In her response, Clinton also cited body cameras for police, reforms to the nation’s prison system, a push for expanded voting rights and universal early childhood education as issues that she will tackle in order to address structural racism.
The comments by Clinton Monday represent something a do-over for the 2016 presidential contender. Last month, she was criticized for saying the phrase "all lives matter" at a historic black church in Missouri.
Her remarks in the Facebook chat appeared to be a contrast to responses from Democratic presidential candidates Martin O’Malley and Bernie Sanders, who both faced jeers from the protesters at the conference on Saturday.
O’Malley was booed for telling demonstrators “Black lives matter. White lives matter. All lives matter."
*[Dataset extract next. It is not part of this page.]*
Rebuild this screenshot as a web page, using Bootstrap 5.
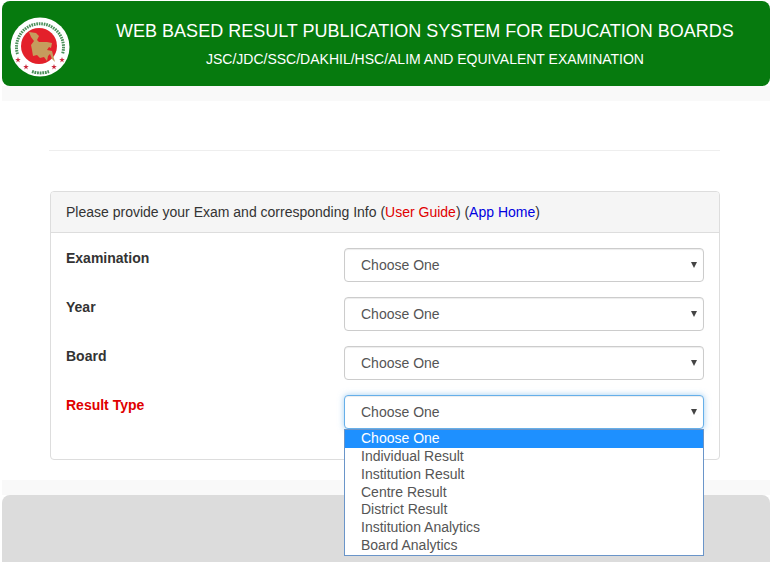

Activists in the protest movement say that statements like “all lives matter” take away from a specific focus on the violence that African Americans have faced at the hands of police.
O’Malley later apologized for his statement, saying “I did not understand the tremendous passion, commitment and feeling and depth of feeling that all of us should be attaching to this issue.”
Sanders, who is generally viewed as a favorite of the Netroots Nation community, also faced complaints and shouting from protesters as he tried to deliver a speech largely focused on economic inequality.
“Black lives, of course, matter. I spent 50 years of my life fighting for civil rights and for dignity,” he said.